# WHAT YOU NEED TO DO
Retype the data that follows line by line, exactly, and leave its pictures out.

[BEGIN SUPPLIED RECORDS]

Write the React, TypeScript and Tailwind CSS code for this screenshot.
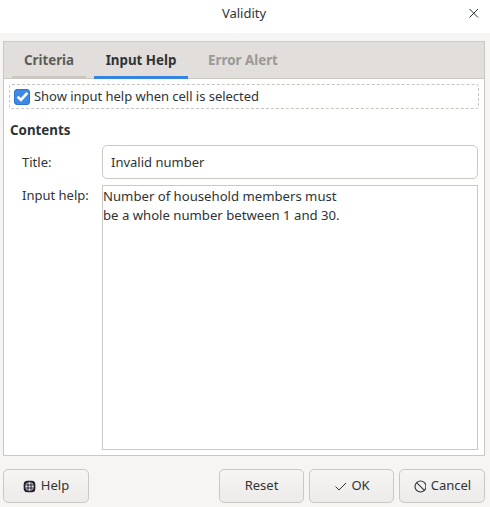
import React from 'react';

const tabs = [
  { label: 'Criteria', cls: 'w-[74px] text-[#5e5c5a] border-[#cdc7c2]' },
  { label: 'Input Help', cls: 'w-[94px] text-[#2e3436] border-[#3584e4]' },
  { label: 'Error Alert', cls: 'w-[94px] text-[#9a9996] border-transparent' },
];

function FooterButton({ icon, label, width }: { icon?: React.ReactNode; label: string; width: string }) {
  return (
    <button className={`${width} h-[34px] flex items-center justify-center gap-[5px] rounded-[5px] border border-[#cdc7c2] bg-gradient-to-b from-[#f6f5f4] to-[#edebe9] text-[13px] text-[#2e3436]`}>
      {icon}
      <span>{label}</span>
    </button>
  );
}

export default function App() {
  return (
    <div className="w-[490px] h-[507px] bg-[#f6f5f4] font-['Noto_Sans',sans-serif] text-[#2e3436] flex flex-col overflow-hidden">
      {/* title bar */}
      <div className="h-[33px] shrink-0 bg-white flex items-center relative pb-[6px] pr-[2px]">
        <div className="w-full text-center text-[13px]">Validity</div>
        <svg className="absolute left-[468px] top-[7px]" width="12" height="12" viewBox="0 0 12 12" fill="none" stroke="#2e3436" strokeWidth="1">
          <path d="M1.5 2 L10 10.5 M10 2 L1.5 10.5" />
        </svg>
      </div>

      {/* notebook */}
      <div className="ml-[3px] mt-[8px] w-[482px] h-[415px] shrink-0 border border-[#cdc7c2] bg-white flex flex-col">
        <div className="h-[37px] shrink-0 bg-[#e1dedb] border-b border-[#cdc7c2] flex items-stretch pl-[8px] gap-[8px]">
          {tabs.map(t => (
            <div key={t.label} className={`${t.cls} -mb-px border-b-[3px] flex items-center justify-center font-bold text-[13.33px] pt-[3px]`}>
              {t.label}
            </div>
          ))}
        </div>

        <div className="flex-1 flex flex-col px-[6px] pt-[5px] pb-[5px]">
          <div className="h-[25px] -ml-px w-[470px] shrink-0 border border-dashed border-[#c8c5c1] rounded-[3px] flex items-center pl-[4px] gap-[4px]">
            <div className="w-[16px] h-[16px] rounded-[3px] bg-[#3d8ae6] border border-[#2a76d2] flex items-center justify-center">
              <svg width="13" height="13" viewBox="0 0 12 12" fill="none" stroke="white" strokeWidth="2.4">
                <path d="M1.5 6.2 L4.6 9.2 L10.5 2.6" />
              </svg>
            </div>
            <span className="text-[13px] tracking-[-0.03px] leading-none">Show input help when cell is selected</span>
          </div>

          <div className="mt-[11px] h-[20px] font-bold text-[13.33px] leading-[20px]">Contents</div>

          <div className="mt-[5px] flex items-center">
            <div className="w-[92px] pl-[12px] pt-[1px] text-[13px]">Title:</div>
            <div className="h-[34px] w-[376px] border border-[#cdc7c2] rounded-[5px] flex items-center pl-[8px] pt-[1px] text-[13px]">Invalid number</div>
          </div>

          <div className="mt-[6px] flex flex-1 items-start">
            <div className="w-[92px] pl-[12px] text-[13px] leading-[20px]">Input help:</div>
            <div className="w-[376px] h-[265px] border border-[#cdc7c2] text-[13.15px] leading-[19px]">
              <div className="pt-[1px]">Number of household members must</div>
              <div>be a whole number between 1 and 30.</div>
            </div>
          </div>
        </div>
      </div>

      {/* footer buttons */}
      <div className="mt-[13px] ml-[3px] w-[482px] flex items-center">
        <FooterButton
          width="w-[86px]"
          label="Help"
          icon={
            <svg width="13" height="13" viewBox="0 0 13 13" fill="none" stroke="#241f31" strokeWidth="1.7">
              <rect x="1.5" y="1.5" width="10" height="10" rx="3" />
              <path d="M5 1 V12 M8 1 V12 M1 5 H12 M1 8 H12" strokeWidth="1" />
              <path d="M2 2 L3.5 3.5 M11 2 L9.5 3.5 M2 11 L3.5 9.5 M11 11 L9.5 9.5" strokeWidth="2.4" />
            </svg>
          }
        />
        <div className="flex-1" />
        <div className="flex gap-[5px]">
          <FooterButton width="w-[85px]" label="Reset" />
          <FooterButton
            width="w-[85px]"
            label="OK"
            icon={
              <svg width="13" height="13" viewBox="0 0 13 13" fill="none" stroke="#2e3436" strokeWidth="1">
                <path d="M2.5 6.5 L6 10 L13 3" />
              </svg>
            }
          />
          <FooterButton
            width="w-[86px]"
            label="Cancel"
            icon={
              <svg width="13" height="13" viewBox="0 0 13 13" fill="none" stroke="#2e3436" strokeWidth="1.1">
                <circle cx="7.5" cy="6.5" r="5.5" />
                <path d="M3.6 2.6 L11.4 10.4" />
              </svg>
            }
          />
        </div>
      </div>
    </div>
  );
}
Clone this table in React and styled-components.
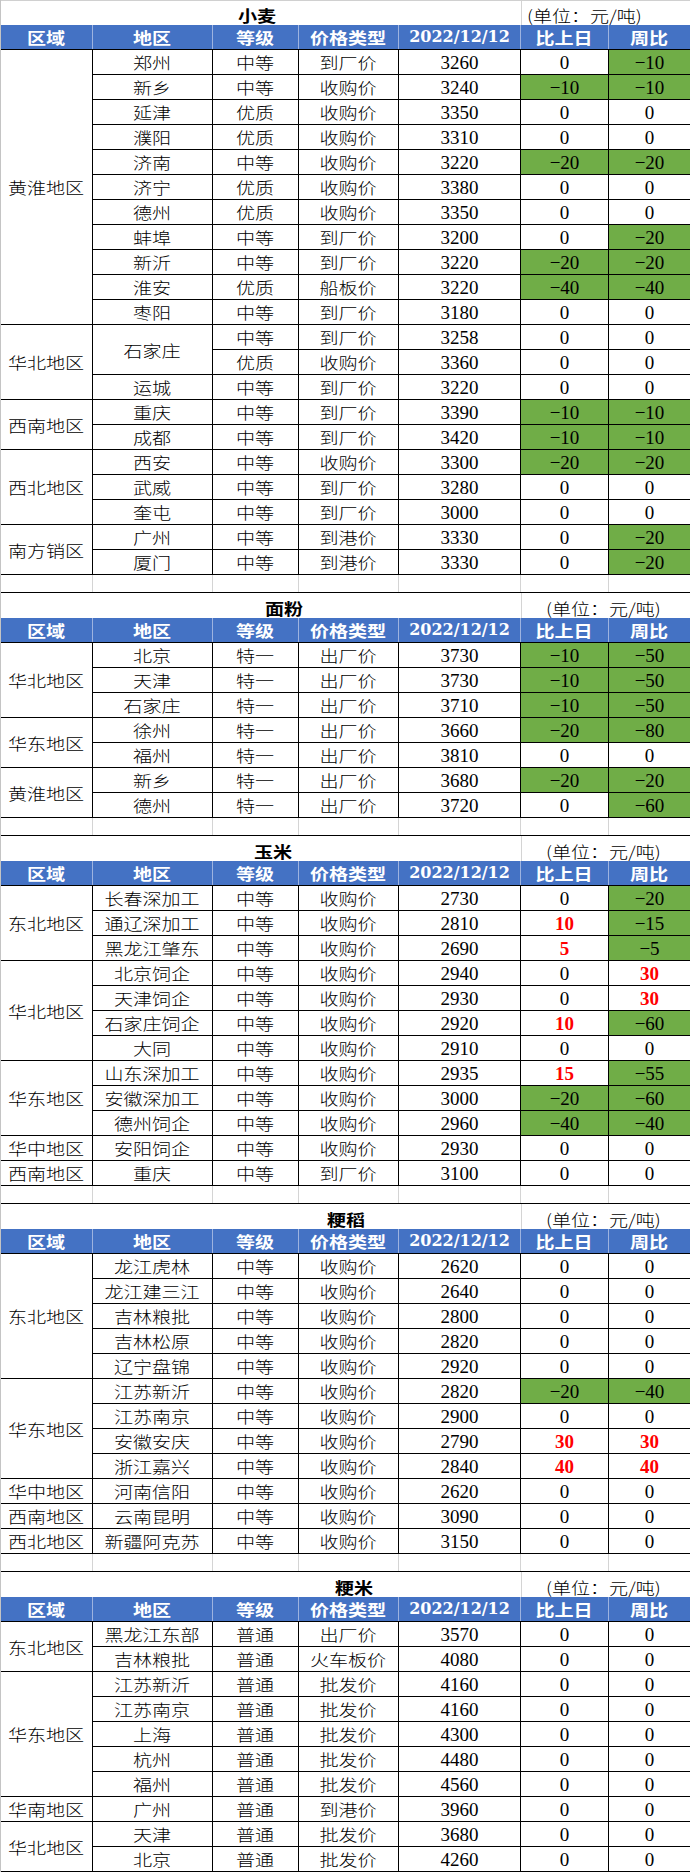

[END SUPPLIED RECORDS]

# WORKED SOLUTION
Write the React, TypeScript and Tailwind CSS code for this screenshot.
import React from 'react';

const tabs = [
  { label: 'Criteria', cls: 'w-[74px] text-[#5e5c5a] border-[#cdc7c2]' },
  { label: 'Input Help', cls: 'w-[94px] text-[#2e3436] border-[#3584e4]' },
  { label: 'Error Alert', cls: 'w-[94px] text-[#9a9996] border-transparent' },
];

function FooterButton({ icon, label, width }: { icon?: React.ReactNode; label: string; width: string }) {
  return (
    <button className={`${width} h-[34px] flex items-center justify-center gap-[5px] rounded-[5px] border border-[#cdc7c2] bg-gradient-to-b from-[#f6f5f4] to-[#edebe9] text-[13px] text-[#2e3436]`}>
      {icon}
      <span>{label}</span>
    </button>
  );
}

export default function App() {
  return (
    <div className="w-[490px] h-[507px] bg-[#f6f5f4] font-['Noto_Sans',sans-serif] text-[#2e3436] flex flex-col overflow-hidden">
      {/* title bar */}
      <div className="h-[33px] shrink-0 bg-white flex items-center relative pb-[6px] pr-[2px]">
        <div className="w-full text-center text-[13px]">Validity</div>
        <svg className="absolute left-[468px] top-[7px]" width="12" height="12" viewBox="0 0 12 12" fill="none" stroke="#2e3436" strokeWidth="1">
          <path d="M1.5 2 L10 10.5 M10 2 L1.5 10.5" />
        </svg>
      </div>

      {/* notebook */}
      <div className="ml-[3px] mt-[8px] w-[482px] h-[415px] shrink-0 border border-[#cdc7c2] bg-white flex flex-col">
        <div className="h-[37px] shrink-0 bg-[#e1dedb] border-b border-[#cdc7c2] flex items-stretch pl-[8px] gap-[8px]">
          {tabs.map(t => (
            <div key={t.label} className={`${t.cls} -mb-px border-b-[3px] flex items-center justify-center font-bold text-[13.33px] pt-[3px]`}>
              {t.label}
            </div>
          ))}
        </div>

        <div className="flex-1 flex flex-col px-[6px] pt-[5px] pb-[5px]">
          <div className="h-[25px] -ml-px w-[470px] shrink-0 border border-dashed border-[#c8c5c1] rounded-[3px] flex items-center pl-[4px] gap-[4px]">
            <div className="w-[16px] h-[16px] rounded-[3px] bg-[#3d8ae6] border border-[#2a76d2] flex items-center justify-center">
              <svg width="13" height="13" viewBox="0 0 12 12" fill="none" stroke="white" strokeWidth="2.4">
                <path d="M1.5 6.2 L4.6 9.2 L10.5 2.6" />
              </svg>
            </div>
            <span className="text-[13px] tracking-[-0.03px] leading-none">Show input help when cell is selected</span>
          </div>

          <div className="mt-[11px] h-[20px] font-bold text-[13.33px] leading-[20px]">Contents</div>

          <div className="mt-[5px] flex items-center">
            <div className="w-[92px] pl-[12px] pt-[1px] text-[13px]">Title:</div>
            <div className="h-[34px] w-[376px] border border-[#cdc7c2] rounded-[5px] flex items-center pl-[8px] pt-[1px] text-[13px]">Invalid number</div>
          </div>

          <div className="mt-[6px] flex flex-1 items-start">
            <div className="w-[92px] pl-[12px] text-[13px] leading-[20px]">Input help:</div>
            <div className="w-[376px] h-[265px] border border-[#cdc7c2] text-[13.15px] leading-[19px]">
              <div className="pt-[1px]">Number of household members must</div>
              <div>be a whole number between 1 and 30.</div>
            </div>
          </div>
        </div>
      </div>

      {/* footer buttons */}
      <div className="mt-[13px] ml-[3px] w-[482px] flex items-center">
        <FooterButton
          width="w-[86px]"
          label="Help"
          icon={
            <svg width="13" height="13" viewBox="0 0 13 13" fill="none" stroke="#241f31" strokeWidth="1.7">
              <rect x="1.5" y="1.5" width="10" height="10" rx="3" />
              <path d="M5 1 V12 M8 1 V12 M1 5 H12 M1 8 H12" strokeWidth="1" />
              <path d="M2 2 L3.5 3.5 M11 2 L9.5 3.5 M2 11 L3.5 9.5 M11 11 L9.5 9.5" strokeWidth="2.4" />
            </svg>
          }
        />
        <div className="flex-1" />
        <div className="flex gap-[5px]">
          <FooterButton width="w-[85px]" label="Reset" />
          <FooterButton
            width="w-[85px]"
            label="OK"
            icon={
              <svg width="13" height="13" viewBox="0 0 13 13" fill="none" stroke="#2e3436" strokeWidth="1">
                <path d="M2.5 6.5 L6 10 L13 3" />
              </svg>
            }
          />
          <FooterButton
            width="w-[86px]"
            label="Cancel"
            icon={
              <svg width="13" height="13" viewBox="0 0 13 13" fill="none" stroke="#2e3436" strokeWidth="1.1">
                <circle cx="7.5" cy="6.5" r="5.5" />
                <path d="M3.6 2.6 L11.4 10.4" />
              </svg>
            }
          />
        </div>
      </div>
    </div>
  );
}
Clone this table in React and styled-components.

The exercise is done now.